Captured hardware traffic lives in tests/fixtures/responses/ as plaintext .txt files. The format is deliberately skimmable:

# scenario: Set active gas to N2 (code 8) via GS command
# Response is "<unit_id> <code> <short> <long_name>".

> AGS 8
< A 8 N2 Nitrogen

Rules (testing.py):

Lines starting with # are comments.
Blank lines are ignored.
> introduces a send. The carriage-return terminator is appended automatically so the fixture stays human-readable.
< introduces one reply line (\r-terminated).
Multiple < lines after a single > concatenate into one scripted reply — the right shape for multiline commands.
Duplicate > entries are a file-format error, not a silent overwrite. Two writes of the same bytes must use two separate > blocks in order.

Loading a fixture¶

from alicatlib.testing import FakeTransportFromFixture

fake = FakeTransportFromFixture("tests/fixtures/responses/gas_select_n2.txt")

FakeTransportFromFixture is a drop-in replacement for the dictionary-constructed FakeTransport; the file is parsed once at construction and the scripted replies are populated from the > / < pairs.

Capturing new fixtures¶

An automated record_session(device, scenario) helper is planned but not shipped yet — the docstring in testing.py:33-35 notes it lands with the hardware integration suite.
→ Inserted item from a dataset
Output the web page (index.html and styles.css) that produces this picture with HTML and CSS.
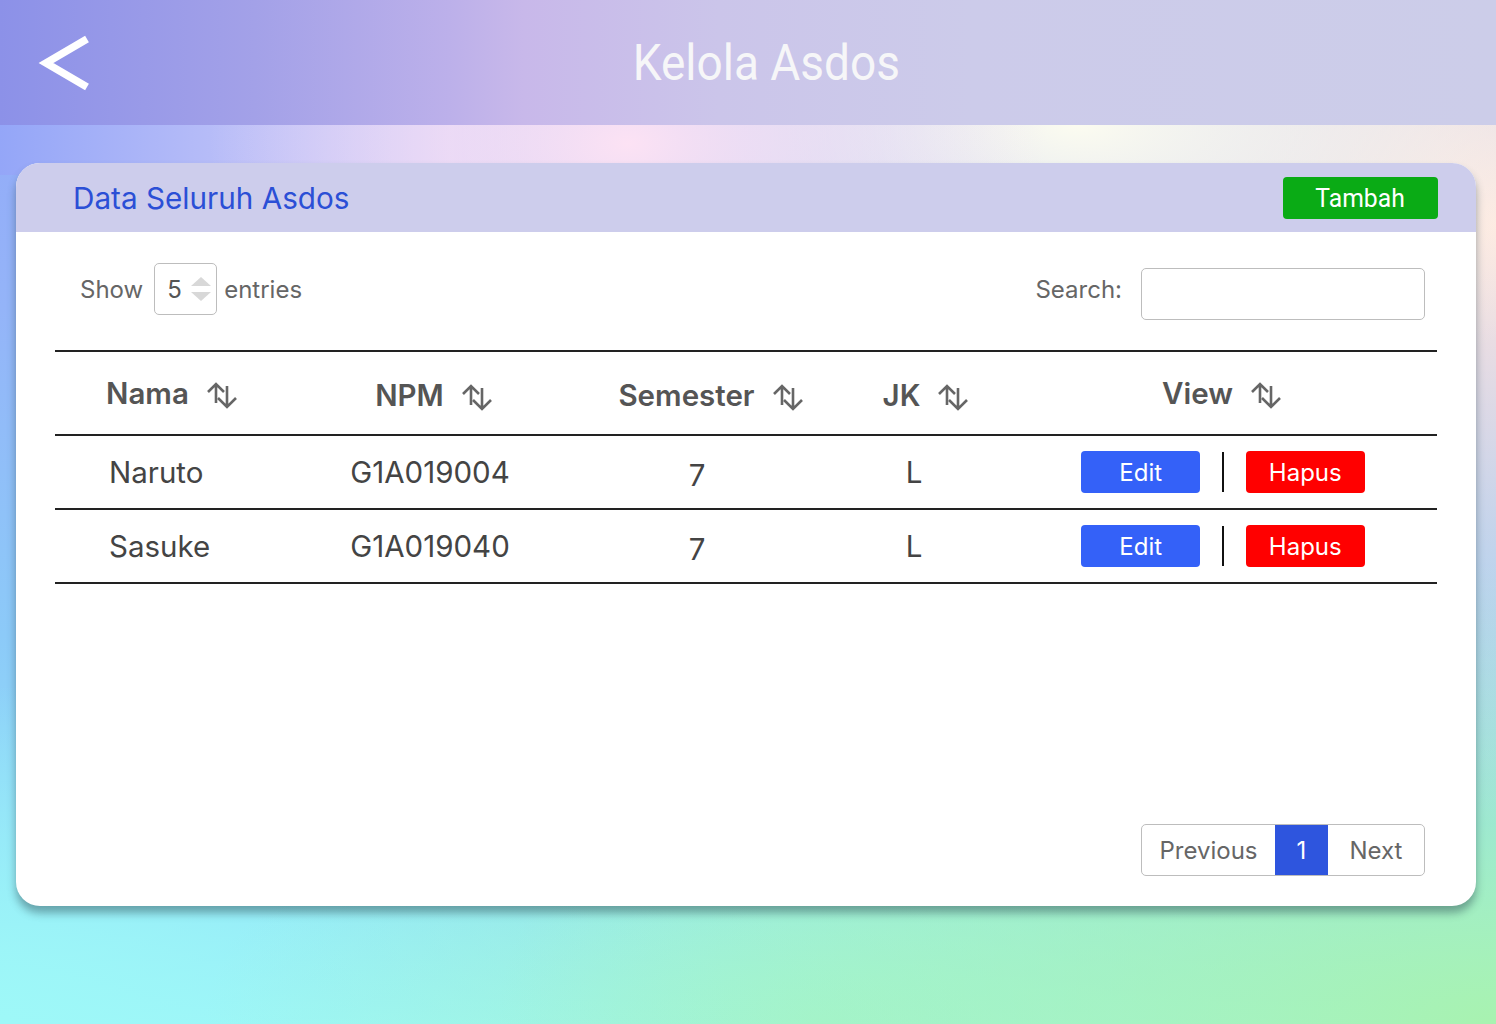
FILE: index.html
```html
<!DOCTYPE html>
<html lang="id">
<head>
<meta charset="utf-8">
<title>Kelola Asdos</title>
<link rel="stylesheet" href="styles.css">
</head>
<body>
<header class="topbar">
  <a class="back" href="#" aria-label="Kembali">
    <svg width="54" height="56" viewBox="0 0 54 56"><polyline points="49,4 8,28 49,52" fill="none" stroke="#fff" stroke-width="7.5" stroke-linejoin="miter" stroke-miterlimit="10"/></svg>
  </a>
  <h1 class="title"><span>Kelola Asdos</span></h1>
</header>

<main class="card">
  <div class="card-head">
    <h2 class="card-title">Data Seluruh Asdos</h2>
    <button class="btn-add"><span>Tambah</span></button>
  </div>

  <div class="controls">
    <label class="length">Show
      <span class="select"><span class="val">5</span>
        <span class="spin"><i class="up"></i><i class="down"></i></span>
      </span>
      entries</label>
    <label class="search">Search: <span class="search-box"></span></label>
  </div>

  <table class="grid">
    <colgroup>
      <col class="c1"><col class="c2"><col class="c3"><col class="c4"><col class="c5">
    </colgroup>
    <thead>
      <tr>
        <th class="left"><span class="th">Nama</span></th>
        <th class="h2"><span class="th">NPM</span></th>
        <th class="h3"><span class="th">Semester</span></th>
        <th class="h4"><span class="th">JK</span></th>
        <th class="h5"><span class="th">View</span></th>
      </tr>
    </thead>
    <tbody>
      <tr>
        <td class="left">Naruto</td>
        <td>G1A019004</td>
        <td class="num">7</td>
        <td>L</td>
        <td><div class="acts"><button class="btn edit">Edit</button><span class="sep"></span><button class="btn del">Hapus</button></div></td>
      </tr>
      <tr>
        <td class="left">Sasuke</td>
        <td>G1A019040</td>
        <td class="num">7</td>
        <td>L</td>
        <td><div class="acts"><button class="btn edit">Edit</button><span class="sep"></span><button class="btn del">Hapus</button></div></td>
      </tr>
    </tbody>
  </table>

  <nav class="pager">
    <a class="pg prev">Previous</a>
    <a class="pg cur">1</a>
    <a class="pg next">Next</a>
  </nav>
</main>
</body>
</html>
```
FILE: styles.css
```css
* { box-sizing: border-box; }
html, body { margin: 0; padding: 0; }
body {
  width: 1496px;
  height: 1024px;
  overflow: hidden;
  font-family: Inter, "Noto Sans", sans-serif;
  background-color: #93b0f8;
  background-image:
    radial-gradient(ellipse 420px 260px at 42% 14%, #fce2f4 0%, rgba(252,226,244,0) 100%),
    radial-gradient(ellipse 620px 300px at 72% 12%, #fcfcf0 0%, rgba(252,252,240,0) 100%),
    radial-gradient(ellipse 620px 600px at 100% 22%, #fde6de 0%, rgba(253,230,222,0) 100%),
    radial-gradient(ellipse 1000px 460px at 100% 100%, #a8f2b0 0%, rgba(168,242,176,0) 100%),
    radial-gradient(ellipse 620px 280px at 55% 100%, #a2f4d4 0%, rgba(162,244,212,0) 100%),
    radial-gradient(ellipse 560px 340px at 0% 100%, #9ef8f8 0%, rgba(158,248,248,0) 100%),
    linear-gradient(90deg, #94a6f8 0%, #b6bcf8 14%, #d6d0f8 30%, rgba(230,220,248,0) 45%),
    linear-gradient(180deg, #93a6f8 0%, #94b4f8 30%, #8ccaf8 62%, #92e4f8 88%, #9cf4f8 100%);
  background-size: 100% 100%, 100% 100%, 100% 100%, 100% 100%, 100% 100%, 100% 100%, 100% 175px, 100% 100%;
  background-repeat: no-repeat;
}

.topbar {
  height: 125px;
  display: flex;
  align-items: center;
  position: relative;
  background: linear-gradient(90deg, #8c91e8 0%, #a3a1e8 17%, #bcb0ea 30%, #c8b8ea 35%, #cbc5ea 48%, #cccbea 65%, #cccde9 100%);
}
.back {
  display: flex;
  margin-left: 38px;
}
.title {
  position: absolute;
  left: 0; right: 0; top: 0; bottom: 0;
  margin: 0;
  display: flex;
  align-items: center;
  justify-content: center;
  pointer-events: none;
  font-family: Roboto, "Open Sans", sans-serif;
  font-weight: 400;
  font-size: 50px;
  color: #f6f6f8;
  padding-left: 36px;
}
.title span { display: inline-block; transform: scaleX(0.92); }

.card {
  margin: 38px 20px 0 16px;
  height: 743px;
  background: #fff;
  border-radius: 24px;
  overflow: hidden;
  display: flex;
  flex-direction: column;
  box-shadow: 0 7px 8px rgba(40, 70, 80, 0.45);
}
.card-head {
  height: 69px;
  background: #cdcdec;
  display: flex;
  align-items: center;
  justify-content: space-between;
  padding: 0 38px 0 57px;
}
.card-title {
  margin: 0;
  font-weight: 400;
  font-size: 29.7px;
  color: #2b4fd6;
}
.btn-add {
  width: 155px;
  height: 42px;
  border: 0;
  border-radius: 4px;
  background: #0aab15;
  color: #fff;
  font-family: Roboto, sans-serif;
  font-size: 26px;
}
.btn-add span { display: inline-block; transform: scaleX(0.95); }

.controls {
  display: flex;
  justify-content: space-between;
  align-items: flex-start;
  padding: 31px 51px 0 64px;
  height: 118px;
  color: #666;
  font-size: 24px;
}
.length, .search {
  display: flex;
  align-items: center;
}
.select {
  width: 63px;
  height: 52px;
  margin: 0 7px 0 11px;
  border: 1.5px solid #bdbdbd;
  border-radius: 5px;
  display: flex;
  align-items: center;
  justify-content: space-between;
  padding: 0 5px 0 12px;
  color: #555;
}
.spin { display: flex; flex-direction: column; gap: 6px; }
.spin i { width: 0; height: 0; border-left: 10px solid transparent; border-right: 10px solid transparent; }
.spin .up { border-bottom: 9px solid #d8d8d8; }
.spin .down { border-top: 9px solid #d8d8d8; }
.search { gap: 19px; align-items: flex-start; padding-top: 12px; }
.search-box {
  width: 284px;
  height: 52px;
  margin-top: -7px;
  border: 1.5px solid #bdbdbd;
  border-radius: 5px;
  background: #fff;
}

.grid {
  margin: 0 39px;
  width: 1382px;
  table-layout: fixed;
  border-collapse: collapse;
}
.c1 { width: 245px; }
.c2 { width: 260px; }
.c3 { width: 274px; }
.c4 { width: 160px; }
.c5 { width: 443px; }
.grid thead tr { border-top: 2px solid #222; border-bottom: 2px solid #222; height: 84px; }
.grid tbody tr { border-bottom: 2px solid #222; height: 74px; }
.grid th {
  font-weight: 600;
  font-size: 29.5px;
  color: #555;
  text-align: center;
  padding: 0;
}
.grid th.left { text-align: left; padding-left: 51px; }
.grid th.h2 { padding-left: 12px; padding-top: 4px; }
.grid th.h3 { padding-left: 32px; padding-top: 4px; }
.grid th.h4 { padding-left: 28px; padding-top: 4px; }
.grid th.h5 { padding-left: 17px; }
.th {
  display: inline-flex;
  align-items: center;
  gap: 15px;
}
.th::after {
  content: "";
  width: 38px;
  height: 30px;
  margin-top: 3px;
  background: url("data:image/svg+xml,%3Csvg xmlns='http://www.w3.org/2000/svg' viewBox='0 0 38 30'%3E%3Cg fill='none' stroke='%23666' stroke-width='2.6'%3E%3Cpath d='M12 23V4M4 12l8-8 8 8'/%3E%3Cpath d='M23 6v21M14 18l9 9 9-9'/%3E%3C/g%3E%3C/svg%3E") no-repeat center / contain;
}
.grid td {
  font-size: 29.5px;
  color: #444;
  text-align: center;
  padding: 0;
}
.grid td.left { text-align: left; padding-left: 54px; }
.grid td.num { padding-top: 6px; }
.acts {
  display: flex;
  align-items: center;
  justify-content: center;
  gap: 22px;
  padding-left: 15px;
}
.btn {
  width: 119px;
  height: 42px;
  border: 0;
  border-radius: 4px;
  color: #fff;
  font-family: Inter, sans-serif;
  font-size: 24px;
}
.edit { background: #3461f8; }
.del { background: #ff0000; }
.sep { width: 1.5px; height: 40px; background: #111; }

.pager {
  margin-top: auto;
  margin-bottom: 30px;
  align-self: flex-end;
  margin-right: 51px;
  display: flex;
  height: 52px;
  border: 1.5px solid #bdbdbd;
  border-radius: 5px;
  overflow: hidden;
}
.pg {
  display: flex;
  align-items: center;
  justify-content: center;
  font-size: 24px;
  color: #666;
}
.prev { width: 133px; }
.cur { width: 53px; background: #2e55de; color: #fff; }
.next { width: 96px; }
```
For now, capture fixtures by hand or by pasting from a --log-level=DEBUG transcript. The protocol client emits one tx / rx DEBUG event per write / read on the alicatlib.protocol logger; translate the structured {direction, raw, len} extras into > / < lines. See troubleshooting.md §Getting raw wire bytes.

`device_matrix.yaml`¶

tests/fixtures/device_matrix.yaml is the empirical behaviour matrix — one (device_model, firmware, captured_at) triple per entry, with per-command status across the whole catalog:

- model: MC-100SCCM-D
  firmware: GP07R100
  family: GP
  captured_at: "2026-04-17"
  prefix:
    reads: none
    writes: dollar
  dialects:
    mm: gp_short_code_backspace_padded
    dd: legacy_backspace_padded
  commands:
    poll:          supported
    ve:            silent
    mm:            supported
    dv:            rejected        # firmware-gate (GP family)
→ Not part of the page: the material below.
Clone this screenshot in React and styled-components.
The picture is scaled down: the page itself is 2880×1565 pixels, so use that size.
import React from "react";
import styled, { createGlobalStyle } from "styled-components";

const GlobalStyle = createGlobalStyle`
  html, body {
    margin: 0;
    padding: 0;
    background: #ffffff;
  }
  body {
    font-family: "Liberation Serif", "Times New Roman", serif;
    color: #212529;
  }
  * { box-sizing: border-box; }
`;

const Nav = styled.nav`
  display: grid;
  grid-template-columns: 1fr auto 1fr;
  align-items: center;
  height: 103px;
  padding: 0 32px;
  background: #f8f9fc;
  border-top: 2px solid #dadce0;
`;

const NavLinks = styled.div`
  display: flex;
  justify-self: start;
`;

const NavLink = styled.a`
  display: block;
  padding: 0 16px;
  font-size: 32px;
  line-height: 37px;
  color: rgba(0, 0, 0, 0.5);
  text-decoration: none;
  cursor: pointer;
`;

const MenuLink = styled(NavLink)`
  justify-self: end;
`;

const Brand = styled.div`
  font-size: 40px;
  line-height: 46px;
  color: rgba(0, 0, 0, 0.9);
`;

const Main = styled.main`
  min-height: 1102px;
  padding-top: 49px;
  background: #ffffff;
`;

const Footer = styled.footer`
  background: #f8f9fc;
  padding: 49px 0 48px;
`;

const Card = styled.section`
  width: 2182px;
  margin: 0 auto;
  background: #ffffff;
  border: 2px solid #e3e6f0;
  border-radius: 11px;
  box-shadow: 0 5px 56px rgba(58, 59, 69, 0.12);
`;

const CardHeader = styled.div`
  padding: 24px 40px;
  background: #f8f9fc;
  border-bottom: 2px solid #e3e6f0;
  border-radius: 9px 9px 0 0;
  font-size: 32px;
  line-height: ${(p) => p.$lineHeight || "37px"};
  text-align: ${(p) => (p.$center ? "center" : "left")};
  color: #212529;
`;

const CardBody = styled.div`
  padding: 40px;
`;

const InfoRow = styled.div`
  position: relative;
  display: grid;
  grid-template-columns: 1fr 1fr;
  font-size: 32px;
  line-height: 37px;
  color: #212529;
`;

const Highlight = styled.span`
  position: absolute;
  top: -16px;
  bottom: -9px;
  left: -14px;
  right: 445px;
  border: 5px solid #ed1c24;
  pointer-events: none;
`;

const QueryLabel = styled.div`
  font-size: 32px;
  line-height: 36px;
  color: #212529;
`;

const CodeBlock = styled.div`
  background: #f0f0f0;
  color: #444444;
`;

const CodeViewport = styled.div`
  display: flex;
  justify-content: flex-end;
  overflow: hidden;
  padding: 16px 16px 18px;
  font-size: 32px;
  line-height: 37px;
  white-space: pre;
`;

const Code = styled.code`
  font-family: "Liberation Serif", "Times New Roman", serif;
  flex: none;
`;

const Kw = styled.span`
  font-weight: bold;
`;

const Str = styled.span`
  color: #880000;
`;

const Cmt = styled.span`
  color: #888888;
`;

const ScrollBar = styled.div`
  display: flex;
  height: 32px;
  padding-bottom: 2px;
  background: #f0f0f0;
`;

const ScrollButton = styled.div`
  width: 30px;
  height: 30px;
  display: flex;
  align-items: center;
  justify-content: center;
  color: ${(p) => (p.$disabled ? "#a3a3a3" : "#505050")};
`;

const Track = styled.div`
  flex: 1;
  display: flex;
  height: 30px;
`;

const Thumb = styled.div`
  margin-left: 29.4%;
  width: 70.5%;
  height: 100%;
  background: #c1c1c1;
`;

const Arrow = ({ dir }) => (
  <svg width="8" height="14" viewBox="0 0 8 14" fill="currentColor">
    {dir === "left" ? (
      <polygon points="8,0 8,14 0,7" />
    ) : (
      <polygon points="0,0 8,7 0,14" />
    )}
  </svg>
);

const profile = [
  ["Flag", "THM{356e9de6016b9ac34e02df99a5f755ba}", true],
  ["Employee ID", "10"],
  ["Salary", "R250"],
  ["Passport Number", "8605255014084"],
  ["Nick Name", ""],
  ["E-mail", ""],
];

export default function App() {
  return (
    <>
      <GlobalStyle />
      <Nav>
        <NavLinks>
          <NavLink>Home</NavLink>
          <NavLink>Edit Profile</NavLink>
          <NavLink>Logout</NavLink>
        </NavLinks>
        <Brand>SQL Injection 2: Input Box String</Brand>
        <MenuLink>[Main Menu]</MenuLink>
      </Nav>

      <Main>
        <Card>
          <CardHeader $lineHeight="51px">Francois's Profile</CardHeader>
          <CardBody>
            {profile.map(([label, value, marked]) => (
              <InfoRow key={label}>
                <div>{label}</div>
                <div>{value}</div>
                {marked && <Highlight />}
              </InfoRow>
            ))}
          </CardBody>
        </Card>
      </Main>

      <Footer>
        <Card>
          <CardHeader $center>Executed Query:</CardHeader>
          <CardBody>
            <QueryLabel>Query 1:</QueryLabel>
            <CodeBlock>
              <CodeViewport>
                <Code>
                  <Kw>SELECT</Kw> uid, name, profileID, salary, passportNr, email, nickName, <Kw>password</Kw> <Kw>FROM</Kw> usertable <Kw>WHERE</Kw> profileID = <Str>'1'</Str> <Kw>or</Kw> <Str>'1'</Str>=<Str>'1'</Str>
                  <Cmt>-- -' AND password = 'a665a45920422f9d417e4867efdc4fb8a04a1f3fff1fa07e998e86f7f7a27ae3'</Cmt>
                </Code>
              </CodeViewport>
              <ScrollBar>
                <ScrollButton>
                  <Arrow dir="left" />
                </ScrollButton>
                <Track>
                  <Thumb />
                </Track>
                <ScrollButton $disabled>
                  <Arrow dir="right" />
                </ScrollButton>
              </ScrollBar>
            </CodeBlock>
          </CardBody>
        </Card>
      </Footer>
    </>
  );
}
Status taxonomy (defined at the top of the YAML):

Status	Meaning
`supported`	Device responds usefully; reply parses per the command spec.
`rejected`	Device returns `?` or a library gate blocks pre-I/O (firmware / kind / capability / media).
`silent`	Device returns nothing within a reasonable timeout.
`fallback`	Device returns a data frame instead of the proper reply (e.g. pre-10v05 with display lock).
`placeholder`	Degraded reply (`A 1 ---`, `A +0 1 ---`, `A Feature Not Enabled`).
`adc_counts`	Pre-10v05 `DCU` returns raw ADC counts — a different meaning entirely.
`untested`	No capture yet — default.

The matrix is validated against every command spec's firmware_families declaration by tests/unit/test_device_matrix.py: an entry marked supported on a family the spec doesn't allow fails CI, and vice versa. This is the load-bearing cross-check that keeps the command catalog honest about real-hardware capture evidence.

New captures append to the file — never silently edit an existing entry unless the original capture was mis-transcribed (and in that case, the commit message must document the re-transcription).

Coverage-layer guidance¶

Layer	Primary test strategy
Parsers (`protocol/parser.py`, `devices/data_frame.py`)	Pure-function unit tests against raw fixture bytes. Clock-free; no `FakeTransport` needed.
Commands (`commands/*`)	`encode` / `decode` round-trip against fixture replies; one test per spec covers the happy path and each gate.
Session gates	`FakeTransport` + `Session.execute`; assert the right typed exception and zero tx when a gate fires.
Factory + discovery	`FakeTransportFromFixture` against captured identification traces.
Manager + recorder	Lightweight `PollSource` stub (design §5.14); no full transport stack.
Sinks	Per-backend fixtures; `InMemorySink` as the oracle for `sample_to_row`.
Sync parity	Dedicated parity test compares every async / sync method pair by parameter name, kind, and default (design §5.16).

Hypothesis¶

Property-based tests use Hypothesis — configured via tests/conftest.py. Useful for encoder invariants (0 / False / None distinct, round-trip through parse, no ASCII-outside-range payloads), data-frame parser robustness, and sink row-layout stability.

Pre-push + CI¶

The pre-push hook runs mypy via uv run --frozen against the same dep groups CI uses, so "works locally" matches "works in CI" by construction. See .pre-commit-config.yaml.

CI runs ruff (format + lint), mypy + pyright, the test suite across Python 3.13/3.14 × Linux/macOS/Windows, uv build + twine check --strict, and a codegen idempotency guard on the generated registry. See .github/workflows/ci.yml.